Look for sales education that’s open to multi-line sales and focuses more on overcoming employee sales fears and objections rather than treatment strategies. All the ingredient and application knowledge in the world will do little to lure a fundamentally fearful employee closer to the retail shelves.
Also, don’t depend on samples, brochures, printed bag, and even a national advertising campaign to put tooth into your retail program. Nothing does the job better than direct therapist-to-client product endorsement. So-called “sales support tools and materials” can easily encourage an employee to let those materials do the selling for them, and they don’t do a very good job on their own. Those ads and samples are reflected in the wholesale price you pay for your retail products, and as spas and salons demand more support from vendors the pressure to increase product prices elevates as well.

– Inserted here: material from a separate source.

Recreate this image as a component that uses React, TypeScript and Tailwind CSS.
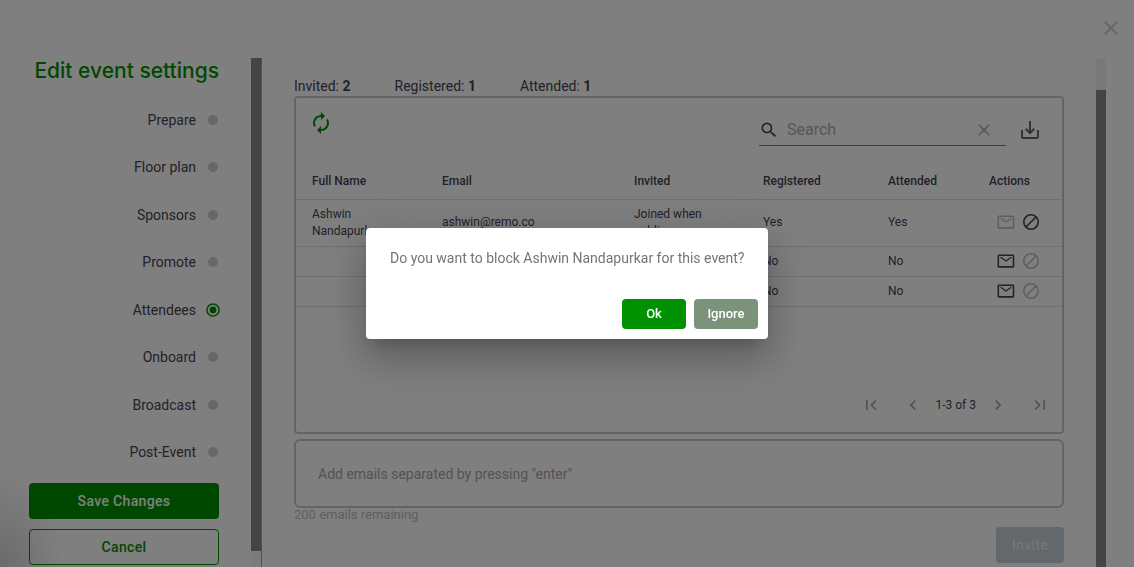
import { useState } from "react";
import {
  MdAutorenew,
  MdChevronLeft,
  MdChevronRight,
  MdClose,
  MdFirstPage,
  MdLastPage,
  MdSaveAlt,
  MdSearch,
} from "react-icons/md";

const steps = ["Prepare", "Floor plan", "Sponsors", "Promote", "Attendees", "Onboard", "Broadcast", "Post-Event"];

const columns = ["Full Name", "Email", "Invited", "Registered", "Attended", "Actions"];

const attendees = [
  { name: "Ashwin Nandapurkar", email: "ashwin@remo.co", invited: "Joined when public", registered: "Yes", attended: "Yes", joined: true },
  { name: "", email: "", invited: "", registered: "No", attended: "No", joined: false },
  { name: "", email: "", invited: "", registered: "No", attended: "No", joined: false },
];

function MailIcon() {
  return (
    <svg viewBox="0 0 20 20" className="w-5 h-5" fill="none" stroke="currentColor" strokeWidth="1.6" strokeLinejoin="round">
      <rect x="2.3" y="4.3" width="15.2" height="11.6" rx="0.6" />
      <path d="M5 6.5 L10 10 L15 6.5" strokeWidth="1.3" strokeLinecap="round" />
    </svg>
  );
}

function BlockIcon() {
  return (
    <svg viewBox="0 0 20 20" className="w-5 h-5" fill="none" stroke="currentColor" strokeWidth="1.6">
      <circle cx="10" cy="10" r="7.2" />
      <path d="M5 15 L15 5" />
    </svg>
  );
}

function ActiveDot() {
  return (
    <svg viewBox="0 0 14 14" className="w-3.5 h-3.5 -ml-0.5 -mr-px text-[#009100]">
      <circle cx="7" cy="7" r="6.1" fill="none" stroke="currentColor" strokeWidth="1.5" />
      <circle cx="7" cy="7" r="3.4" fill="currentColor" />
    </svg>
  );
}

function Sidebar() {
  return (
    <aside className="w-[251px] shrink-0 pl-[29px] pr-8">
      <h1 className="h-[26px] leading-[26px] text-right text-[21px] font-medium text-[#009100] font-['Inter',sans-serif] whitespace-nowrap">
        Edit event settings
      </h1>
      <ul className="mt-3 h-[380px] flex flex-col">
        {steps.map((step) => (
          <li key={step} className="flex-1 flex items-center">
            <a href="#" className="w-full flex items-center justify-end gap-3 text-sm">
              {step}
              {step === "Attendees" ? <ActiveDot /> : <span className="w-2.5 h-2.5 mr-px rounded-full bg-[#c5d0d8]"></span>}
            </a>
          </li>
        ))}
      </ul>
      <button className="mt-[7px] w-full h-9 rounded bg-[#009100] text-white text-sm font-medium tracking-wide">Save Changes</button>
      <button className="mt-2.5 w-full h-9 rounded border border-[#009100] text-[#009100] text-sm font-medium tracking-wide">Cancel</button>
    </aside>
  );
}

function AttendeeTable() {
  return (
    <table className="w-full table-fixed text-xs text-left">
      <colgroup>
        <col className="w-[130px]" />
        <col className="w-[192px]" />
        <col className="w-[129px]" />
        <col className="w-[125px]" />
        <col className="w-[101px]" />
        <col className="w-[89px]" />
      </colgroup>
      <thead>
        <tr className="h-[37px] border-b border-[#e0e0e0]">
          {columns.map((column) => (
            <th key={column} className="px-4 pt-0.5 font-medium">{column}</th>
          ))}
        </tr>
      </thead>
      <tbody>
        {attendees.map((row, i) => {
          const pad = row.joined ? "pb-0.5" : "";
          return (
            <tr key={i} className={`border-b border-[#e0e0e0] ${row.joined ? "h-[47px]" : "h-[30px]"}`}>
              <td className="px-4 leading-[17px]">{row.name}</td>
              <td className={`px-4 ${pad}`}>{row.email}</td>
              <td className="px-4 leading-[17px]">{row.invited}</td>
              <td className={`px-4 ${pad}`}>{row.registered}</td>
              <td className={`px-4 ${pad}`}>{row.attended}</td>
              <td className={`pl-[23px] ${pad}`}>
                <div className="flex gap-[5px]">
                  <button aria-label="Resend email" className={row.joined ? "text-[#bdbdbd]" : ""}><MailIcon /></button>
                  <button aria-label="Block attendee" className={row.joined ? "" : "text-[#bdbdbd]"}><BlockIcon /></button>
                </div>
              </td>
            </tr>
          );
        })}
      </tbody>
    </table>
  );
}

function Attendees() {
  const [search, setSearch] = useState("");

  return (
    <main className="flex-1 min-w-0 px-8 pt-[19px]">
      <div className="flex gap-11 h-[19px] text-sm leading-[19px]">
        <p>Invited: <b>2</b></p>
        <p>Registered: <b>1</b></p>
        <p>Attended: <b>1</b></p>
      </div>

      <section className="h-[338px] flex flex-col rounded border-2 border-[#c8c8c8]">
        <div className="h-16 shrink-0 flex justify-between pl-[13px] pr-5">
          <button aria-label="Refresh" className="h-6 mt-[13px] text-[#009100]"><MdAutorenew size={24} /></button>
          <div className="flex items-start">
            <label className="flex items-center w-[247px] h-8 mt-4 border-b border-[#7c7c7c]">
              <MdSearch size={20} className="shrink-0" />
              <input
                type="text"
                aria-label="Search"
                placeholder="Search"
                value={search}
                onChange={(e) => setSearch(e.target.value)}
                className="flex-1 min-w-0 ml-2 text-base outline-none placeholder:text-[#acacac]"
              />
              <button aria-label="Clear search" className="mr-3 text-[#b0b0b0]" onClick={() => setSearch("")}><MdClose size={20} /></button>
            </label>
            <button aria-label="Download" className="ml-3 mt-5 text-[#666666]"><MdSaveAlt size={24} /></button>
          </div>
        </div>
        <AttendeeTable />
        <div className="mt-auto mb-[15px] h-6 flex items-center justify-end pr-3 text-xs">
          <button aria-label="First page" className="text-[#a4a4a4]"><MdFirstPage size={20} /></button>
          <button aria-label="Previous page" className="ml-[22px] text-[#a4a4a4]"><MdChevronLeft size={20} /></button>
          <span className="mx-3">1-3 of 3</span>
          <button aria-label="Next page" className="text-[#a4a4a4]"><MdChevronRight size={20} /></button>
          <button aria-label="Last page" className="ml-[22px] text-[#a4a4a4]"><MdLastPage size={20} /></button>
        </div>
      </section>

      <input
        type="text"
        aria-label="Emails to invite"
        placeholder={'Add emails separated by pressing "enter"'}
        className="mt-[5px] w-full h-[69px] px-[22px] rounded-md border-2 border-[#c8c8c8] text-sm outline-none placeholder:text-[#a6a6a6]"
      />
      <p className="text-[13px] leading-[14px] text-[#b4c0c9]">200 emails remaining</p>
      <div className="mt-[5px] flex justify-end">
        <button disabled className="w-[68px] h-9 rounded bg-[#c5d0d8] text-white/60 text-sm font-medium tracking-wide">Invite</button>
      </div>
    </main>
  );
}

function BlockDialog() {
  return (
    <div className="fixed inset-0 z-10 flex items-center justify-center bg-black/50">
      <div
        role="dialog"
        aria-modal="true"
        className="w-[402px] pt-5 bg-white rounded shadow-[0_11px_15px_-7px_rgba(0,0,0,0.2),0_24px_38px_3px_rgba(0,0,0,0.14),0_9px_46px_8px_rgba(0,0,0,0.12)]"
      >
        <p className="px-6 text-sm text-[#757575] whitespace-nowrap">Do you want to block Ashwin Nandapurkar for this event?</p>
        <div className="mt-[31px] pr-2.5 pb-2.5 flex justify-end gap-2 text-[13px] font-medium text-white">
          <button className="w-16 h-[30px] rounded bg-[#009100]">Ok</button>
          <button className="w-16 h-[30px] rounded bg-[#7b937b]">Ignore</button>
        </div>
      </div>
    </div>
  );
}

export default function App() {
  return (
    <div className="h-screen overflow-hidden flex flex-col bg-white text-[#46434f] font-['Roboto',sans-serif]">
      <header className="h-[58px] shrink-0 flex justify-end items-center pr-[11px] pb-0.5">
        <button aria-label="Close" className="text-[#c5d0d8]"><MdClose size={24} /></button>
      </header>
      <div className="flex-1 min-h-0 flex">
        <Sidebar />
        <div className="w-[11px] shrink-0 pb-4 bg-[#f8f8f8] border-r border-[#a0a0a0]">
          <div className="h-full bg-[#888888]"></div>
        </div>
        <Attendees />
        <div className="w-2.5 mr-7 shrink-0 pt-8 bg-[#f1f1f1]">
          <div className="h-full bg-[#888888]"></div>
        </div>
      </div>
      {/* soft shade in the bottom corner */}
      <div className="fixed bottom-0 left-0 w-16 h-24 pointer-events-none bg-[radial-gradient(ellipse_at_bottom_left,rgba(0,0,0,0.16),transparent_70%)]"></div>
      <BlockDialog />
    </div>
  );
}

3. And speaking of product… if you want to offer your employees a motivating sales commission, that is, one above the customary 10%, you’ll need to consider selling at least some products that suggest a markup beyond 100%. Most spas can scarcely pay even a modest sales commission to employees when the price of a retail item is merely doubled. Once you have subtracted your cost of sales and operating overhead, little if anything remains in the way of bottom-line profit. It can take considerable sales volume to close that gap. A faster and better way would be to supplement your name-brand products at the 100% markup level with private-label options that offer 200-500% markup opportunity. These products are generally high in quality, have excellent packaging, but leave the marketing and branding up to the customer thus allowing substantial savings in the wholesale price. Since most products sold in spa and salons are driven by the recommendations of service technicians you should have no difficulty in successfully promoting and selling your own signature brand. Additionally, signature brands help you to protect your retail business from competitors who sell identical product lines.
With a higher gross profit margin coming from retail sales you can now afford to provide employees with sales commissions ranging in the 20+% levels—a truly meaningful compensation for anyone taking your retail program seriously.
4. Routinely promote sales participation through contests and performance recognition programs. The best way to discover what will really inspire your employees to engage in a contest is to ask them. I learned that a $150.00 gift certificate toward new shoes at Nordstrom was far more productive than a$200.00 hotel and dinner prize offered in an earlier contest. What turns you on may earn a yawn from someone else. Ask for suggestions at a staff meeting and go with the prize that generates the most enthusiasm. Set a minimum sales number for qualifying in the contest—you don’t want to give the prize to an employee who sold one item while no one else sold anything. We want to reward performance, not accidental sales, and we should expect to profit from the increased volume.
Be patient with the learning curve of your employees who must adapt to new techniques and standards. Some will leap from the starting gate while others defiantly stand still. Generously praise your star performers in the presence of other staff members without indicating disappointment in those whose sales weak. Everyone deserves time and support to work on improving retail sales skills. But don’t wait forever for those who refuse to include retail in their list of professional responsibilities. They may have a devoted client following and a wonderful personality but ultimately the sales-stubborn will cost you money and telegraph to others on your staff that your company policies are soft.